== EXTRACTED RECORDS
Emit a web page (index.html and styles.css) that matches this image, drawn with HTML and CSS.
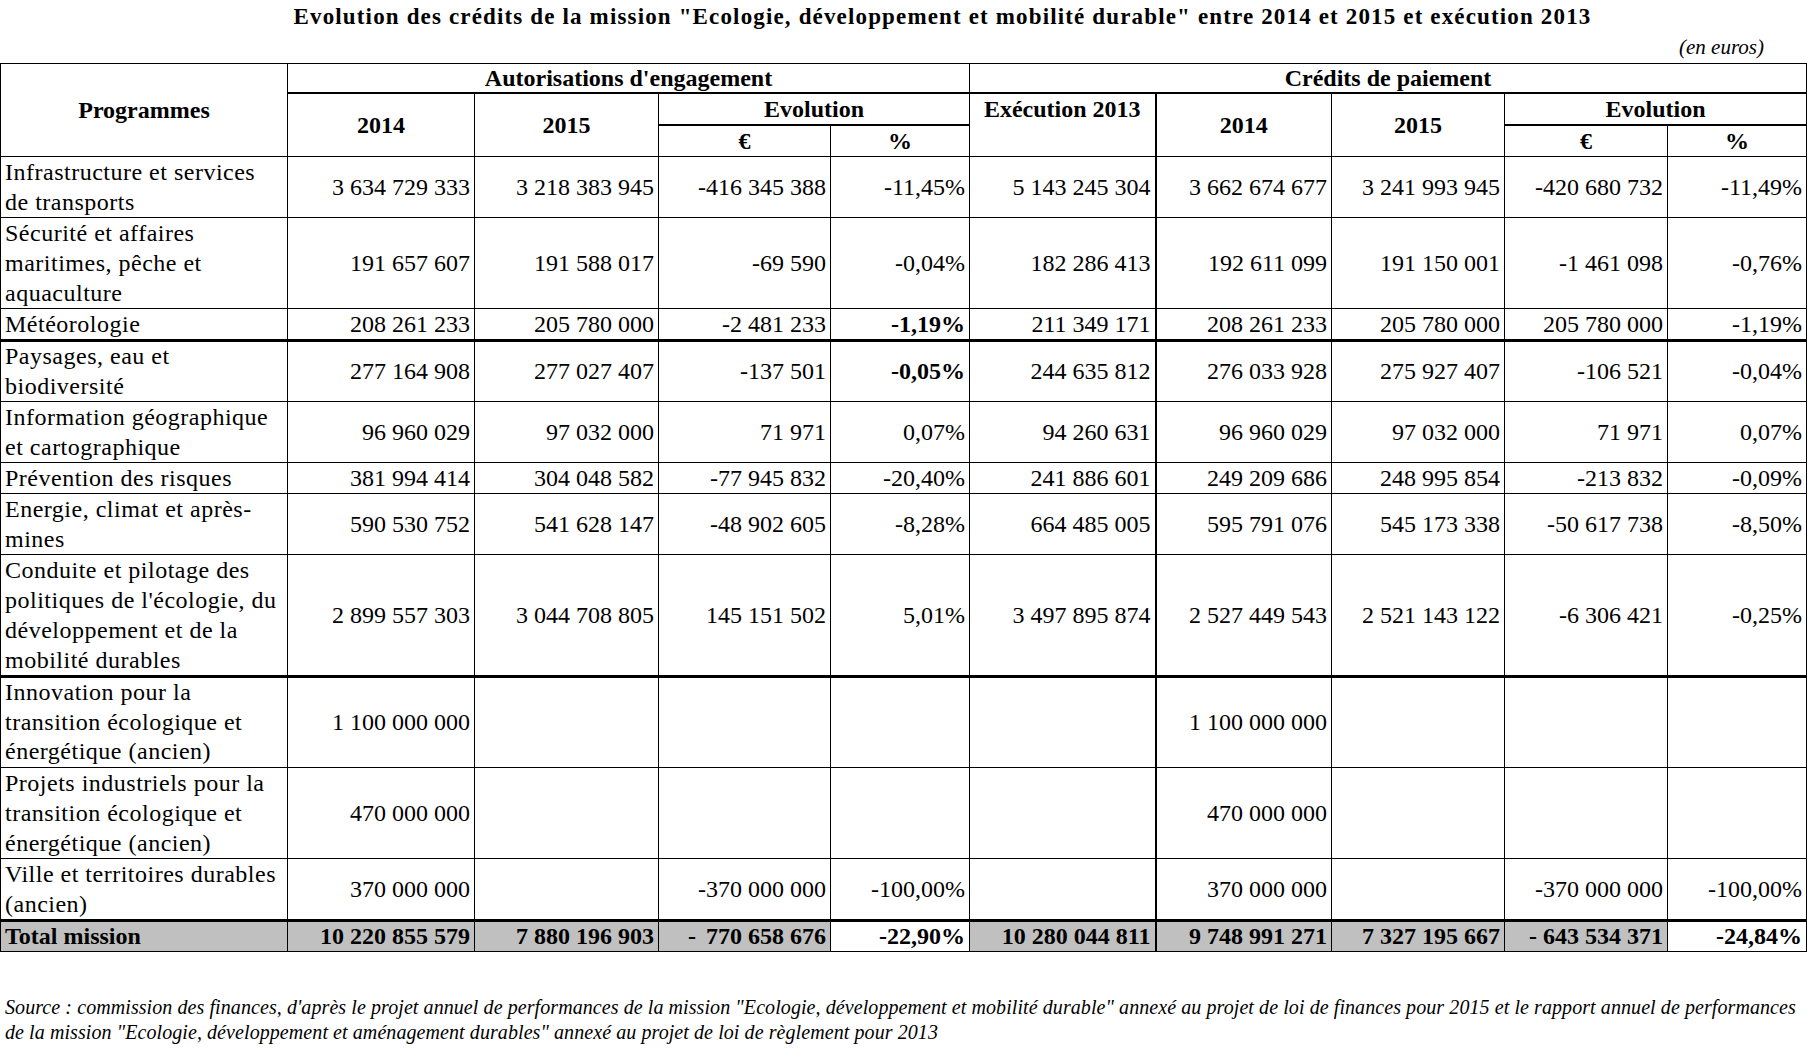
====
== EXTRACTED RECORDS
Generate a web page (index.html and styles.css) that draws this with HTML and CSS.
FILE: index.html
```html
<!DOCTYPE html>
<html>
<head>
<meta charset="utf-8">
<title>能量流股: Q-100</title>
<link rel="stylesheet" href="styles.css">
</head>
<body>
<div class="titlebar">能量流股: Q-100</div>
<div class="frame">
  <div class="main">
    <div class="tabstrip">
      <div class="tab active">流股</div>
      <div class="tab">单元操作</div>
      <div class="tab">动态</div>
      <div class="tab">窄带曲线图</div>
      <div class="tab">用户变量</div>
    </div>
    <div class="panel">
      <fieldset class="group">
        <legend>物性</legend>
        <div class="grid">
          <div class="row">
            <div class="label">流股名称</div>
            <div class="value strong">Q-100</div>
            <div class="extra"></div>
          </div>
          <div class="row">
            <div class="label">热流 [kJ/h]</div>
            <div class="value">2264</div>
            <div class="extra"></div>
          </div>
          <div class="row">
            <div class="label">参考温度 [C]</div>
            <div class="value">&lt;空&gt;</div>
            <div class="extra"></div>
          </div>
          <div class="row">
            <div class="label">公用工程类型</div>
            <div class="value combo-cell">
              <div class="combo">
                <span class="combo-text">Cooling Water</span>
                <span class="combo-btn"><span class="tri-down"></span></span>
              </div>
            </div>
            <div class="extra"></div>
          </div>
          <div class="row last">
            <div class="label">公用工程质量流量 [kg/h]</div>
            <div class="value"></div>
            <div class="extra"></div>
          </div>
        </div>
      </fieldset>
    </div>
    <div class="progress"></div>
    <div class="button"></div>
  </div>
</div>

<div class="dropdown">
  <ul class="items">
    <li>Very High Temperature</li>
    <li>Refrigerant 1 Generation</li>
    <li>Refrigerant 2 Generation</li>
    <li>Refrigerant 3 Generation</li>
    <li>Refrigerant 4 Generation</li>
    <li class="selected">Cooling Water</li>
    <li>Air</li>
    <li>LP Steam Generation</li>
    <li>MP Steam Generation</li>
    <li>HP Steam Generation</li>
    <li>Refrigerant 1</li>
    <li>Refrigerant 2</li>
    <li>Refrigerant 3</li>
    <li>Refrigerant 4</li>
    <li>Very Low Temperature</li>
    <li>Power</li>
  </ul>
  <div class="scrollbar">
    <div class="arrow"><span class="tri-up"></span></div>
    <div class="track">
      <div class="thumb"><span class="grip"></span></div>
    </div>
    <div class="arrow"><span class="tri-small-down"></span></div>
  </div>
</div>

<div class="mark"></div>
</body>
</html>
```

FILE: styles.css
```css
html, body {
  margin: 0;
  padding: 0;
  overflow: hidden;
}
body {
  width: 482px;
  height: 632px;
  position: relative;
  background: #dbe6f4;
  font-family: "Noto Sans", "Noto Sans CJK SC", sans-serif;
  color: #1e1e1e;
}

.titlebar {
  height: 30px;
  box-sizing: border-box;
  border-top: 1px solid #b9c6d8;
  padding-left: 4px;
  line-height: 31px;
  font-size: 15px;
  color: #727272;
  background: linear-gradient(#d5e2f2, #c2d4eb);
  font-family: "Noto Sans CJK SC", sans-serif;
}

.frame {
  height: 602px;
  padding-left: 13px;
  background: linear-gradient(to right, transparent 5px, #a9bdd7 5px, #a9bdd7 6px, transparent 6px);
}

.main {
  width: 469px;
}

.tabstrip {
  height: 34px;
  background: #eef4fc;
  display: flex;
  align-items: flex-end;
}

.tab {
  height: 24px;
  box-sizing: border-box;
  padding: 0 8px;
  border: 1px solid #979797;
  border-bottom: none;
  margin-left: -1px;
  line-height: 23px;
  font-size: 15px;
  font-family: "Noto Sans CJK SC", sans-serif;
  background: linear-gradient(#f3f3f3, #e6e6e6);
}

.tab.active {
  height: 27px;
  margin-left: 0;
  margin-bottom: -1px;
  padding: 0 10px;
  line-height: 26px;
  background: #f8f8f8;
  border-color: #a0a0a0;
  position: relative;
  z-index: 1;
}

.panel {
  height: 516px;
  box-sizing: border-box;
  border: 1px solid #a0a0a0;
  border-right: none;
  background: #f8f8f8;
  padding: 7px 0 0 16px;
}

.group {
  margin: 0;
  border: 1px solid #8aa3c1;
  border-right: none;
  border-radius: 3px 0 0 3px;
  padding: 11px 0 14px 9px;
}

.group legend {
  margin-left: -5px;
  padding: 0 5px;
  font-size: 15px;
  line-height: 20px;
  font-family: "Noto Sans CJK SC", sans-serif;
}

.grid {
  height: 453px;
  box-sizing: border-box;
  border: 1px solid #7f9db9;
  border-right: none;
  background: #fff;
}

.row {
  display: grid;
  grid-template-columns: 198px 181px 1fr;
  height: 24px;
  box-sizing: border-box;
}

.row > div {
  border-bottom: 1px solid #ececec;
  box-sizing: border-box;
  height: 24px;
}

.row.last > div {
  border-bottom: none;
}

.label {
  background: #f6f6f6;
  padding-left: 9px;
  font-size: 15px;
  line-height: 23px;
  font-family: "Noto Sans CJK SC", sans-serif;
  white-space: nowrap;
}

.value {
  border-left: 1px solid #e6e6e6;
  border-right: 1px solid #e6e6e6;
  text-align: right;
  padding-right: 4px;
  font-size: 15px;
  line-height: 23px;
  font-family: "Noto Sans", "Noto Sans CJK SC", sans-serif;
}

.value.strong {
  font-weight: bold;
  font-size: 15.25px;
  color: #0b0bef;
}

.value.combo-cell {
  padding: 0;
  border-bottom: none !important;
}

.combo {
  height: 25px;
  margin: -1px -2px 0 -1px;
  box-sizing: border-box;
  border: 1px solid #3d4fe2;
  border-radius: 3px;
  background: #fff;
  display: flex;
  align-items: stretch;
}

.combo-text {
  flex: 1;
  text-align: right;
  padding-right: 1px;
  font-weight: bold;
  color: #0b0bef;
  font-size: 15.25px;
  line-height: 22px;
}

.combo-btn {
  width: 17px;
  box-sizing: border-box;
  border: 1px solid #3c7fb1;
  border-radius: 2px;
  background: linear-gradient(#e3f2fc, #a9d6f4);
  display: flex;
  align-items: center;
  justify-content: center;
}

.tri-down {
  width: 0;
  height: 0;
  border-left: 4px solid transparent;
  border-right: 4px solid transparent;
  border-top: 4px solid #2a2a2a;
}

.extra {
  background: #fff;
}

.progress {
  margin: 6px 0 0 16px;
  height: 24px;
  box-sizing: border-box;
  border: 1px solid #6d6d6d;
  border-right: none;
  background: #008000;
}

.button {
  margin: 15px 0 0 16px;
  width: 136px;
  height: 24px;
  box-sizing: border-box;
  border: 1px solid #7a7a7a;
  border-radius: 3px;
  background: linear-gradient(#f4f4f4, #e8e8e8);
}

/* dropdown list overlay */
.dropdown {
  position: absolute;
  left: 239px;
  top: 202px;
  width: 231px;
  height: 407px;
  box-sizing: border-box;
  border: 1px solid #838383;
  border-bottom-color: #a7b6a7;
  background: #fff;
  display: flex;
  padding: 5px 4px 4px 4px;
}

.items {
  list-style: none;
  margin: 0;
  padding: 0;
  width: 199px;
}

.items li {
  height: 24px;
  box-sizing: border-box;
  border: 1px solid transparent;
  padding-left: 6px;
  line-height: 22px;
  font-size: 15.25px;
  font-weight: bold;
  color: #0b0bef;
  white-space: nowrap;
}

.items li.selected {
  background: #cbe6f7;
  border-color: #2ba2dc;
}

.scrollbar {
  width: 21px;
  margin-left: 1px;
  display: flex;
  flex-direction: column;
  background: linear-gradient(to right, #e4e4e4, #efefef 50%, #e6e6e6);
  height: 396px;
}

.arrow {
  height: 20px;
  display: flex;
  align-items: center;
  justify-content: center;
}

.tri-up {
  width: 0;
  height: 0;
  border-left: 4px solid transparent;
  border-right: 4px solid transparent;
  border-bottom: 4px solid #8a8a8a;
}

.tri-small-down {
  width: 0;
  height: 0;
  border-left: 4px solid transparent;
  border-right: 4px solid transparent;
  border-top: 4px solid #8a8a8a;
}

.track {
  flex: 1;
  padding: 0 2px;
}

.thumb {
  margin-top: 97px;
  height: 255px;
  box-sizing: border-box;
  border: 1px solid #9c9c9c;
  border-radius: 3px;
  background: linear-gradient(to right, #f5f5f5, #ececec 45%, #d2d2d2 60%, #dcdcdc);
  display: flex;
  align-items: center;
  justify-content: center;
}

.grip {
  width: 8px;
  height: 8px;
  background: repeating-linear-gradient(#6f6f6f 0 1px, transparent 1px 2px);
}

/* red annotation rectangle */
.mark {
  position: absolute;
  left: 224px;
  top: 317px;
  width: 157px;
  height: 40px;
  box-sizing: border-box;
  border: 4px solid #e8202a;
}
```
====
_TASK INSTRUCTIONS_
Work through the listing above and report how many lines include the string "that", with no other text.

_RESPONSE TO THIS EXERCISE_
2